Yeah, well, lawsuit or no lawsuit, it looks like the French government isn’t done trying to put Vikernes behind bars just yet.

The International Business Times reports that Vikernes “is expected to go on trial in Paris on charges of inciting racial hatred and exalting war crimes on the Internet” as a result of “postings on his blog which prosecutors say were anti-Semitic and xenophobic.” Although France is generally pretty liberal when it comes to freedom of speech, such postings would be violations of The Pleven Act of 1972, which, according to Wikipedia, “prohibits incitement to hatred, discrimination, slander and racial insults,” and The Gayssot Act of 1990, which “prohibits any racist, anti-Semitic, or xenophobic activities, including Holocaust denial.”

There’s no word on whether or not Cachet will also stand trial.

This is the kind of news which makes me feel a big ol’ ball of conflict in my belly: on the one hand, I really loathe Vikernes, who is inarguably a bigot. On the other hand, my love of free speech prohibits me from believing in sending anyone to jail just for posting hateful rhetoric on the internet. On the other other hand, free speech doesn’t mean you can yell “FIRE!” in a crowded place, and if Vikernes really was trying to incite people to violence with his words, maybe that should be punishable. And his postings may very well be in violation of French law, which, y’know, you probably shouldn’t violate if you’re living in France.

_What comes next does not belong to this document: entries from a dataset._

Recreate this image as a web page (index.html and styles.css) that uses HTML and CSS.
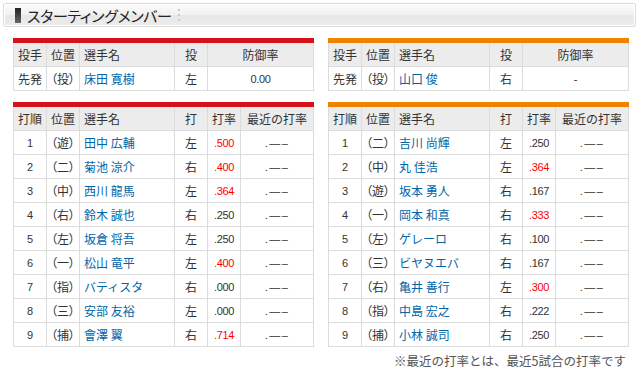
FILE: index.html
```html
<!DOCTYPE html>
<html lang="ja">
<head>
<meta charset="utf-8">
<link rel="stylesheet" href="styles.css">
</head>
<body>
<div class="page">
  <div class="title-bar">
    <span class="title-mark"></span>
    <h2 class="title">スターティングメンバー</h2>
    <span class="title-sep"></span>
  </div>

  <div class="pair">
    <table class="tbl red pitch">
      <colgroup><col class="c1"><col class="c2"><col class="c3"><col class="c4"><col class="c5p"></colgroup>
      <tr><th>投手</th><th>位置</th><th class="l">選手名</th><th>投</th><th>防御率</th></tr>
      <tr><td>先発</td><td class="pos">（投）</td><td class="name">床田 寛樹</td><td>左</td><td class="num">0.00</td></tr>
    </table>
    <table class="tbl orange pitch">
      <colgroup><col class="c1"><col class="c2"><col class="c3"><col class="c4"><col class="c5p"></colgroup>
      <tr><th>投手</th><th>位置</th><th class="l">選手名</th><th>投</th><th>防御率</th></tr>
      <tr><td>先発</td><td class="pos">（投）</td><td class="name">山口 俊</td><td>右</td><td class="num">-</td></tr>
    </table>
  </div>

  <div class="pair">
    <table class="tbl red">
      <colgroup><col class="c1"><col class="c2"><col class="c3"><col class="c4"><col class="c5"><col class="c6"></colgroup>
      <tr><th>打順</th><th>位置</th><th class="l">選手名</th><th>打</th><th>打率</th><th>最近の打率</th></tr>
      <tr><td class="num">1</td><td class="pos">（遊）</td><td class="name">田中 広輔</td><td>左</td><td class="num hot">.500</td><td class="num recent">.—–</td></tr>
      <tr><td class="num">2</td><td class="pos">（二）</td><td class="name">菊池 涼介</td><td>右</td><td class="num hot">.400</td><td class="num recent">.—–</td></tr>
      <tr><td class="num">3</td><td class="pos">（中）</td><td class="name">西川 龍馬</td><td>左</td><td class="num hot">.364</td><td class="num recent">.—–</td></tr>
      <tr><td class="num">4</td><td class="pos">（右）</td><td class="name">鈴木 誠也</td><td>右</td><td class="num">.250</td><td class="num recent">.—–</td></tr>
      <tr><td class="num">5</td><td class="pos">（左）</td><td class="name">坂倉 将吾</td><td>左</td><td class="num">.250</td><td class="num recent">.—–</td></tr>
      <tr><td class="num">6</td><td class="pos">（一）</td><td class="name">松山 竜平</td><td>左</td><td class="num hot">.400</td><td class="num recent">.—–</td></tr>
      <tr><td class="num">7</td><td class="pos">（指）</td><td class="name">バティスタ</td><td>右</td><td class="num">.000</td><td class="num recent">.—–</td></tr>
      <tr><td class="num">8</td><td class="pos">（三）</td><td class="name">安部 友裕</td><td>左</td><td class="num">.000</td><td class="num recent">.—–</td></tr>
      <tr><td class="num">9</td><td class="pos">（捕）</td><td class="name">會澤 翼</td><td>右</td><td class="num hot">.714</td><td class="num recent">.—–</td></tr>
    </table>
    <table class="tbl orange">
      <colgroup><col class="c1"><col class="c2"><col class="c3"><col class="c4"><col class="c5"><col class="c6"></colgroup>
      <tr><th>打順</th><th>位置</th><th class="l">選手名</th><th>打</th><th>打率</th><th>最近の打率</th></tr>
      <tr><td class="num">1</td><td class="pos">（二）</td><td class="name">吉川 尚輝</td><td>左</td><td class="num">.250</td><td class="num recent">.—–</td></tr>
      <tr><td class="num">2</td><td class="pos">（中）</td><td class="name">丸 佳浩</td><td>左</td><td class="num hot">.364</td><td class="num recent">.—–</td></tr>
      <tr><td class="num">3</td><td class="pos">（遊）</td><td class="name">坂本 勇人</td><td>右</td><td class="num">.167</td><td class="num recent">.—–</td></tr>
      <tr><td class="num">4</td><td class="pos">（一）</td><td class="name">岡本 和真</td><td>右</td><td class="num hot">.333</td><td class="num recent">.—–</td></tr>
      <tr><td class="num">5</td><td class="pos">（左）</td><td class="name">ゲレーロ</td><td>右</td><td class="num">.100</td><td class="num recent">.—–</td></tr>
      <tr><td class="num">6</td><td class="pos">（三）</td><td class="name">ビヤヌエバ</td><td>右</td><td class="num">.167</td><td class="num recent">.—–</td></tr>
      <tr><td class="num">7</td><td class="pos">（右）</td><td class="name">亀井 善行</td><td>左</td><td class="num hot">.300</td><td class="num recent">.—–</td></tr>
      <tr><td class="num">8</td><td class="pos">（指）</td><td class="name">中島 宏之</td><td>右</td><td class="num">.222</td><td class="num recent">.—–</td></tr>
      <tr><td class="num">9</td><td class="pos">（捕）</td><td class="name">小林 誠司</td><td>右</td><td class="num">.250</td><td class="num recent">.—–</td></tr>
    </table>
  </div>

  <p class="note">※最近の打率とは、最近5試合の打率です</p>
</div>
</body>
</html>
```

FILE: styles.css
```css
html, body {
  margin: 0;
  padding: 0;
  background: #fff;
}
body {
  font-family: "Noto Sans CJK JP", "Noto Sans", sans-serif;
  font-size: 12px;
  color: #333;
}
.page {
  width: 640px;
  padding-top: 3px;
}
.title-bar {
  margin: 0 4px 0 3px;
  height: 22px;
  border: 1px solid #dcdcdc;
  border-radius: 2px;
  background: linear-gradient(#fbfbfb, #f1f1f1 50%, #e7e7e7 51%, #ececec);
  box-shadow: inset 0 0 0 1px #fff;
  display: flex;
  align-items: center;
}
.title-mark {
  width: 6px;
  height: 15px;
  margin-left: 11px;
  background: linear-gradient(#222, #666);
}
.title {
  margin: 0 0 0 6px;
  font-size: 15px;
  font-weight: normal;
  color: #222;
  font-feature-settings: "palt";
  letter-spacing: -0.3px;
}
.title-sep {
  width: 2px;
  height: 13px;
  margin-left: 6px;
  background: repeating-linear-gradient(#c8c8c8 0 2px, transparent 2px 5px);
}
.pair {
  display: flex;
  gap: 14px;
  padding-left: 13px;
  margin-top: 11px;
}
.tbl {
  width: 300px;
  table-layout: fixed;
  border-collapse: collapse;
  border: 1px solid #dcdcdc;
}
.tbl.red { border-top: 5px solid #d7101a; }
.tbl.orange { border-top: 5px solid #f08200; }
.tbl th, .tbl td {
  border: 1px solid #dcdcdc;
  height: 23px;
  padding: 0 4px;
  box-sizing: content-box;
  text-align: center;
  white-space: nowrap;
  overflow: hidden;
  font-weight: normal;
  line-height: 16px;
}
.tbl th {
  background: #ececec;
  color: #333;
  font-size: 12px;
}
.tbl th.l, .tbl td.name { text-align: left; }
.tbl td.name { color: #0066aa; }
.tbl td.pos {
  font-feature-settings: "palt";
  padding: 0 2px;
}
.tbl th:nth-child(6) { padding: 0 2px; }
.tbl td.num {
  font-family: "Liberation Sans", sans-serif;
  font-size: 11px;
  letter-spacing: -0.3px;
}
.tbl td.recent { letter-spacing: 1.5px; }
.tbl td.hot { color: #ff0000; }
.c1 { width: 33px; }
.c2 { width: 33px; }
.c3 { width: 95px; }
.c4 { width: 33px; }
.c5 { width: 33px; }
.c5p { width: 106px; }
.c6 { width: 73px; }
.note {
  margin: 6px 14px 0 0;
  text-align: right;
  font-size: 12.5px;
  line-height: 16px;
  color: #555;
}
```
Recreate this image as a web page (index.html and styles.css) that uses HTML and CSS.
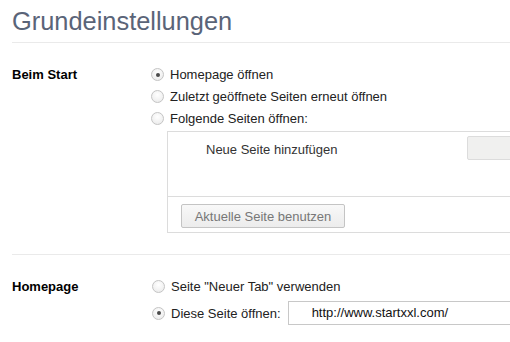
FILE: index.html
```html
<!DOCTYPE html>
<html>
<head>
<meta charset="utf-8">
<link rel="stylesheet" href="styles.css">
</head>
<body>
<div class="page">
  <h1 class="title">Grundeinstellungen</h1>
  <section class="section start">
    <div class="label">Beim Start</div>
    <div class="controls">
      <div class="radio-row"><span class="radio checked"></span><span>Homepage öffnen</span></div>
      <div class="radio-row"><span class="radio"></span><span>Zuletzt geöffnete Seiten erneut öffnen</span></div>
      <div class="radio-row"><span class="radio"></span><span>Folgende Seiten öffnen:</span></div>
      <div class="pages-box">
        <div class="pages-list">
          <span class="new-page">Neue Seite hinzufügen</span>
          <span class="new-input"></span>
        </div>
        <div class="pages-footer">
          <button class="btn">Aktuelle Seite benutzen</button>
        </div>
      </div>
    </div>
  </section>
  <section class="section home">
    <div class="label">Homepage</div>
    <div class="controls">
      <div class="radio-row"><span class="radio"></span><span>Seite "Neuer Tab" verwenden</span></div>
      <div class="radio-row url-row"><span class="radio checked"></span><span>Diese Seite öffnen:</span><span class="url-input">http://www.startxxl.com/</span></div>
    </div>
  </section>
</div>
</body>
</html>
```
FILE: styles.css
```css
html, body {
  margin: 0;
  padding: 0;
  background: #fff;
  overflow: hidden;
}
body {
  font-family: "Liberation Sans", Arial, sans-serif;
  font-size: 13px;
  color: #303030;
  width: 510px;
  height: 342px;
}
.page {
  padding-left: 12px;
}
.title {
  margin: 0;
  padding-top: 6px;
  height: 36px;
  font-weight: normal;
  font-size: 25.4px;
  line-height: 30px;
  color: #5a6478;
  border-bottom: 1px solid #eaeaea;
}
.section {
  display: flex;
}
.start {
  padding-top: 23px;
  height: 188px;
  border-bottom: 1px solid #eaeaea;
}
.home {
  padding-top: 23px;
}
.label {
  width: 140px;
  font-weight: bold;
  color: #000;
  line-height: 17px;
}
.controls {
  flex: 1;
  display: flex;
  flex-direction: column;
}
.radio-row {
  display: flex;
  align-items: center;
  height: 17px;
  margin-bottom: 5px;
  color: #222;
}
.radio {
  width: 11px;
  height: 11px;
  border-radius: 50%;
  border: 1px solid #c4c4c4;
  background: radial-gradient(circle at 50% 35%, #ffffff 0%, #e8e8e8 100%);
  margin-right: 6px;
  margin-left: 0;
  box-sizing: content-box;
  position: relative;
}
.radio.checked::after {
  content: "";
  position: absolute;
  left: 3.5px;
  top: 3.5px;
  width: 4px;
  height: 4px;
  border-radius: 50%;
  background: #4a4a4a;
}
.pages-box {
  margin-left: 16px;
  margin-top: -1px;
  margin-right: -20px;
  border: 1px solid #dcdcdc;
  height: 100px;
  display: flex;
  flex-direction: column;
}
.pages-list {
  height: 65px;
  flex: none;
  display: flex;
  align-items: flex-start;
  padding-top: 4px;
  box-sizing: border-box;
  border-bottom: 1px solid #dcdcdc;
}
.new-page {
  margin-left: 38px;
  margin-top: 6px;
  color: #333;
  width: 261px;
}
.new-input {
  width: 60px;
  height: 22px;
  border: 1px solid #dcdcdc;
  border-radius: 2px;
  background: #f0f0ef;
}
.pages-footer {
  padding: 7px 0 0 13px;
}
.btn {
  font-family: "Liberation Sans", Arial, sans-serif;
  font-size: 13px;
  color: #777;
  height: 24px;
  width: 164px;
  padding: 0;
  border: 1px solid #c4c4c4;
  border-radius: 2px;
  background: linear-gradient(#f8f8f8, #ececec);
}
.url-row {
  height: 24px;
  margin-top: 1px;
}
.url-input {
  margin-left: 7px;
  flex: 1;
  margin-right: -20px;
  height: 22px;
  line-height: 22px;
  border: 1px solid #c8c8c8;
  padding-left: 23px;
  color: #111;
}
```
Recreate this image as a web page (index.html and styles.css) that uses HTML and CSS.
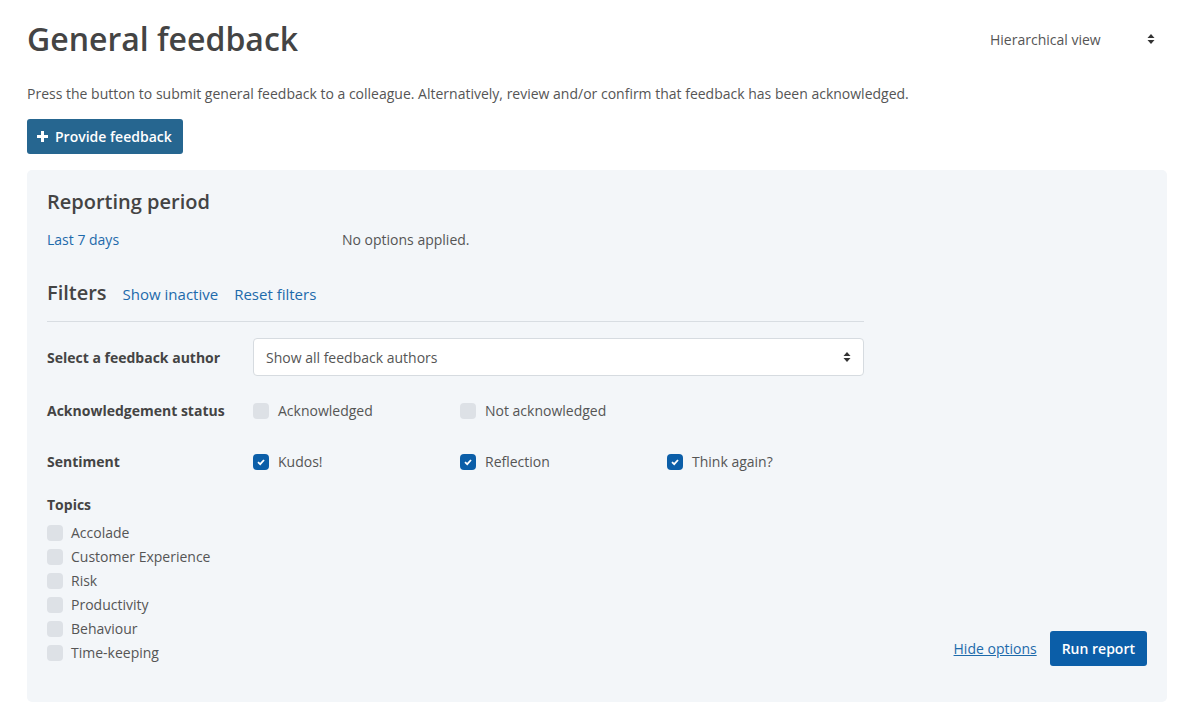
FILE: index.html
```html
<!DOCTYPE html>
<html lang="en">
<head>
<meta charset="utf-8">
<title>General feedback</title>
<link rel="stylesheet" href="styles.css">
</head>
<body>
<div class="page">
  <header class="page-header">
    <h1 class="title">General feedback</h1>
    <div class="view-select">
      <span>Hierarchical view</span>
      <svg class="updown" width="8" height="12" viewBox="0 0 8 12"><path d="M4 1 L7.5 5 H0.5 Z M4 11 L7.5 7 H0.5 Z" fill="#333"/></svg>
    </div>
  </header>
  <p class="intro">Press the button to submit general feedback to a colleague. Alternatively, review and/or confirm that feedback has been acknowledged.</p>
  <button class="btn-primary"><svg width="11" height="11" viewBox="0 0 11 11"><path d="M4 0h3v4h4v3H7v4H4V7H0V4h4z" fill="#fff"/></svg>Provide feedback</button>

  <section class="panel">
    <h2 class="panel-title">Reporting period</h2>
    <div class="period-row">
      <a class="link period-link">Last 7 days</a>
      <span class="muted">No options applied.</span>
    </div>

    <div class="filters-head">
      <h2 class="panel-title">Filters</h2>
      <a class="link head-link">Show inactive</a>
      <a class="link head-link">Reset filters</a>
    </div>

    <div class="filters">
      <div class="row row-select">
        <label class="lbl">Select a feedback author</label>
        <div class="select">
          <span>Show all feedback authors</span>
          <svg class="updown" width="8" height="12" viewBox="0 0 8 12"><path d="M4 1 L7.5 5 H0.5 Z M4 11 L7.5 7 H0.5 Z" fill="#333"/></svg>
        </div>
      </div>
      <div class="row row-ack">
        <label class="lbl">Acknowledgement status</label>
        <div class="checks">
          <span class="check"><i class="box"></i>Acknowledged</span>
          <span class="check"><i class="box"></i>Not acknowledged</span>
        </div>
      </div>
      <div class="row row-sent">
        <label class="lbl">Sentiment</label>
        <div class="checks">
          <span class="check"><i class="box on"><svg width="10" height="8" viewBox="0 0 10 8"><path d="M2 4.2 L4.2 6.2 L8 2" stroke="#fff" stroke-width="1.8" fill="none"/></svg></i>Kudos!</span>
          <span class="check"><i class="box on"><svg width="10" height="8" viewBox="0 0 10 8"><path d="M2 4.2 L4.2 6.2 L8 2" stroke="#fff" stroke-width="1.8" fill="none"/></svg></i>Reflection</span>
          <span class="check"><i class="box on"><svg width="10" height="8" viewBox="0 0 10 8"><path d="M2 4.2 L4.2 6.2 L8 2" stroke="#fff" stroke-width="1.8" fill="none"/></svg></i>Think again?</span>
        </div>
      </div>
    </div>

    <div class="bottom">
      <div class="topics">
        <div class="lbl topics-lbl">Topics</div>
        <span class="check"><i class="box"></i>Accolade</span>
        <span class="check"><i class="box"></i>Customer Experience</span>
        <span class="check"><i class="box"></i>Risk</span>
        <span class="check"><i class="box"></i>Productivity</span>
        <span class="check"><i class="box"></i>Behaviour</span>
        <span class="check"><i class="box"></i>Time-keeping</span>
      </div>
      <div class="actions">
        <a class="link underline">Hide options</a>
        <button class="btn-run">Run report</button>
      </div>
    </div>
  </section>
</div>
</body>
</html>
```
FILE: styles.css
```css
* { box-sizing: border-box; }
html, body { margin: 0; padding: 0; background: #fff; }
body {
  font-family: "Open Sans", "Liberation Sans", sans-serif;
  font-size: 14px;
  color: #555;
  line-height: 1.5;
}
.page { padding: 0 23px 10px 27px; }
.page-header {
  display: flex;
  justify-content: space-between;
  align-items: flex-start;
  padding-top: 19px;
}
.title {
  margin: 0;
  font-size: 32px;
  font-weight: 600;
  color: #444;
  line-height: 40px;
}
.view-select {
  display: flex;
  align-items: center;
  justify-content: space-between;
  width: 189px;
  height: 40px;
  padding: 0 12px;
  color: #555;
}
.updown { display: block; }
.intro { margin: 24px 0 15px; }
.btn-primary {
  display: inline-flex;
  align-items: center;
  gap: 7px;
  height: 35px;
  padding: 0 11px 0 10px;
  border: 0;
  border-radius: 3px;
  background: #266690;
  color: #fff;
  font: 600 14px "Open Sans", sans-serif;
}
.panel {
  margin-top: 16px;
  background: #f3f6f9;
  border-radius: 5px;
  padding: 17px 20px 37px;
}
.panel-title {
  margin: 0;
  font-size: 20px;
  font-weight: 600;
  color: #444;
  line-height: 30px;
}
.link { color: #1d6aab; cursor: pointer; }
.underline { text-decoration: underline; }
.period-row {
  display: flex;
  margin-top: 12px;
}
.period-link { width: 295px; }
.muted { color: #555; }
.filters-head {
  display: flex;
  align-items: baseline;
  gap: 16px;
  margin-top: 28px;
  width: 817px;
  padding-bottom: 13px;
  border-bottom: 1px solid #d8dde2;
}
.head-link { font-size: 15px; }
.filters { width: 817px; }
.row {
  display: flex;
  align-items: center;
}
.row-select { margin-top: 16px; }
.row-ack { margin-top: 24px; }
.row-sent { margin-top: 30px; }
.lbl {
  flex: none;
  width: 206px;
  font-weight: 700;
  color: #444;
}
.select {
  flex: 1;
  height: 38px;
  display: flex;
  align-items: center;
  justify-content: space-between;
  padding: 0 12px;
  background: #fff;
  border: 1px solid #d6dbe0;
  border-radius: 4px;
  color: #555;
}
.checks { display: flex; }
.checks .check { width: 207px; }
.check {
  display: flex;
  align-items: center;
  gap: 9px;
  color: #555;
}
.box {
  width: 16px;
  height: 16px;
  border-radius: 4px;
  background: #dde1e6;
  display: inline-flex;
  align-items: center;
  justify-content: center;
  flex: none;
}
.box.on { background: #0b5ea8; }
.bottom {
  display: flex;
  justify-content: space-between;
  align-items: flex-end;
  margin-top: 22px;
}
.topics { display: flex; flex-direction: column; }
.topics-lbl { margin-bottom: 6px; }
.topics .check { line-height: 24px; gap: 8px; }
.actions {
  display: flex;
  align-items: center;
  gap: 13px;
  margin-bottom: -1px;
}
.btn-run {
  height: 35px;
  padding: 0 12px;
  border: 0;
  border-radius: 3px;
  background: #0b5ea8;
  color: #fff;
  font: 600 14px "Open Sans", sans-serif;
}
```
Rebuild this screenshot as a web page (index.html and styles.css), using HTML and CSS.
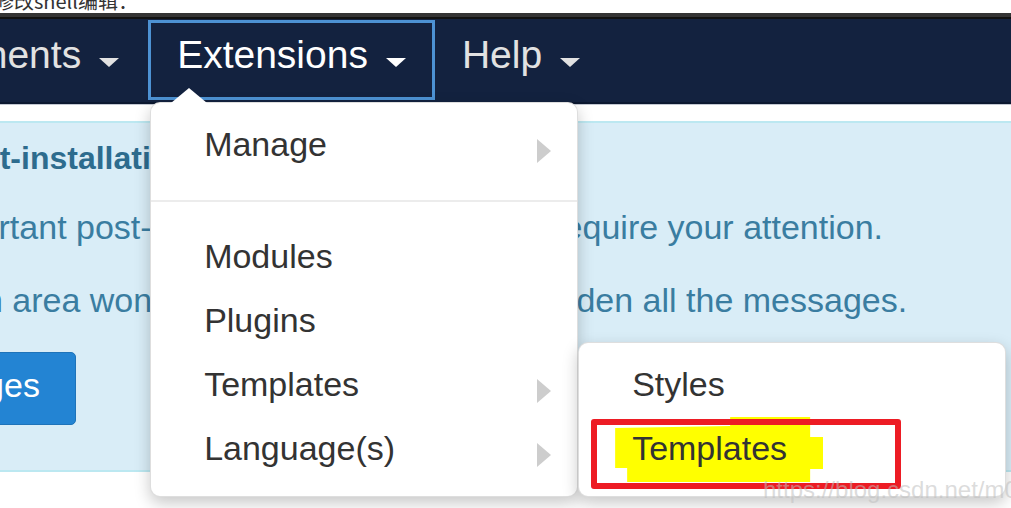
FILE: index.html
```html
<!DOCTYPE html>
<html lang="en">
<head>
<meta charset="utf-8">
<title>Extensions menu</title>
<link rel="stylesheet" href="styles.css">
</head>
<body>
<div class="note"><span>修改shell编辑：</span></div>
<div class="chrome"></div>
<nav class="navbar">
  <ul class="nav">
    <li class="nav-item">Components<span class="caret"></span></li>
    <li class="nav-item open">Extensions<span class="caret"></span>
      <ul class="menu">
        <li class="menu-item">Manage<span class="sub-arrow"></span></li>
        <li class="divider"></li>
        <li class="menu-item">Modules</li>
        <li class="menu-item">Plugins</li>
        <li class="menu-item">Templates<span class="sub-arrow"></span>
          <ul class="menu submenu">
            <li class="menu-item">Styles</li>
            <li class="menu-item marked"><span class="hl"></span><span class="label">Templates</span><span class="redbox"></span></li>
          </ul>
        </li>
        <li class="menu-item">Language(s)<span class="sub-arrow"></span></li>
      </ul>
    </li>
    <li class="nav-item help">Help<span class="caret"></span></li>
  </ul>
</nav>
<main class="content">
  <div class="alert">
    <h4>You have post-installation messages</h4>
    <p>There are important post-installation messages that require your attention.</p>
    <p class="second">This information area won't appear when you have hidden all the messages.</p>
    <a class="btn">Review Messages</a>
  </div>
</main>
<div class="watermark">https://blog.csdn.net/m0_4</div>
</body>
</html>
```

FILE: styles.css
```css
html, body {
  margin: 0;
  padding: 0;
}
body {
  width: 1011px;
  height: 508px;
  overflow: hidden;
  position: relative;
  background: #fff;
  font-family: "Liberation Sans", Arial, "Noto Sans CJK SC", sans-serif;
}
.note {
  height: 13px;
  overflow: hidden;
}
.note span {
  display: block;
  margin: -9px 0 0 -6px;
  font: 20px/20px "Noto Sans CJK SC", sans-serif;
  color: #333;
  white-space: nowrap;
}
.chrome {
  height: 2px;
  border-top: 4px solid #343434;
  background: #111;
}
.navbar {
  height: 83px;
  background: #13223f;
  border-bottom: 2px solid #0c1830;
  box-shadow: 0 1px 0 #c3c8d2;
  position: relative;
  z-index: 5;
}
.nav {
  list-style: none;
  margin: 0 0 0 -169px;
  padding: 0;
  display: flex;
}
.nav-item {
  position: relative;
  display: flex;
  align-items: center;
  height: 64px;
  margin-top: 1px;
  padding: 0 26px 10px;
  border: 3px solid transparent;
  color: #e2e2e2;
  font-size: 39px;
  line-height: 64px;
  white-space: nowrap;
}
.nav-item.help {
  padding-left: 24px;
}
.nav-item.open {
  border-color: #4d92d3;
  color: #fff;
}
.caret {
  width: 0;
  height: 0;
  border-top: 9px solid currentColor;
  border-left: 10px solid transparent;
  border-right: 10px solid transparent;
  margin: 15px 0 0 18px;
}
.menu {
  list-style: none;
  margin: 0;
  padding: 9px 0 16px;
  position: absolute;
  left: -1px;
  top: 79px;
  width: 428px;
  box-sizing: border-box;
  background: #fff;
  border: 1px solid rgba(0, 0, 0, 0.13);
  border-radius: 10px;
  box-shadow: 0 6px 16px rgba(0, 0, 0, 0.22);
  color: #333;
  font-size: 34px;
  line-height: 64px;
}
.menu::before {
  content: "";
  position: absolute;
  left: 20px;
  top: -15px;
  border-left: 18px solid transparent;
  border-right: 18px solid transparent;
  border-bottom: 15px solid #fff;
}
.menu-item {
  position: relative;
  height: 64px;
  padding-left: 53px;
}
.divider {
  height: 2px;
  background: #ececec;
  margin: 24px 0 22px;
}
.sub-arrow {
  position: absolute;
  right: 26px;
  top: 27px;
  border-left: 14px solid #cdcdcd;
  border-top: 12px solid transparent;
  border-bottom: 12px solid transparent;
}
.submenu {
  left: calc(100% + 1px);
  top: -10px;
  z-index: 2;
}
.submenu::before {
  display: none;
}
.hl {
  position: absolute;
  left: 36px;
  top: 1px;
  width: 208px;
  height: 65px;
  background: #ffff00;
  clip-path: polygon(0 11px, 115px 9px, 115px 0, 195px 0, 195px 20px, 208px 20px, 208px 52px, 195px 52px, 195px 65px, 12px 65px, 12px 51px, 0 51px);
}
.label {
  position: relative;
}
.redbox {
  position: absolute;
  left: 12px;
  top: 3px;
  width: 310px;
  height: 70px;
  box-sizing: border-box;
  border: 6px solid #ed1c24;
  border-radius: 3px;
}
.content {
  margin-top: 17px;
}
.alert {
  margin-left: -260px;
  width: 1400px;
  padding: 15px 0 45px 26px;
  background: #d9edf7;
  border: 2px solid #bce8f1;
  color: #3a7da1;
}
.alert h4 {
  margin: 0 0 0 26px;
  font-size: 32px;
  line-height: 40px;
  font-weight: bold;
  color: #2d6c8e;
  white-space: nowrap;
}
.alert p {
  margin: 25px 0 0;
  font-size: 34px;
  line-height: 48px;
  white-space: nowrap;
}
.alert p.second {
  margin-left: -7px;
}
.btn {
  display: block;
  width: max-content;
  margin: 28px 0 0 -40px;
  padding: 4px 35px 11px;
  line-height: 56px;
  font-size: 34px;
  color: #fff;
  background: #2384d3;
  border: 1px solid #1e73b9;
  border-radius: 5px;
}
.watermark {
  position: absolute;
  left: 763px;
  top: 476px;
  font-size: 24px;
  line-height: 28px;
  color: rgba(190, 190, 190, 0.55);
  white-space: nowrap;
  z-index: 10;
}
```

I guess what I’m saying is, I hate Vikernes, but I still haven’t decided how I feel about this. Let me sleep on it, okay?

In the meantime, share your thoughts in the comments section below. Please keep in mind that inciting people to listen to Emmure is a violation of The Rosenberg Act of 2007, and is consequently punishable by up to a lifetime of ridicule from people with an IQ in the triple digits.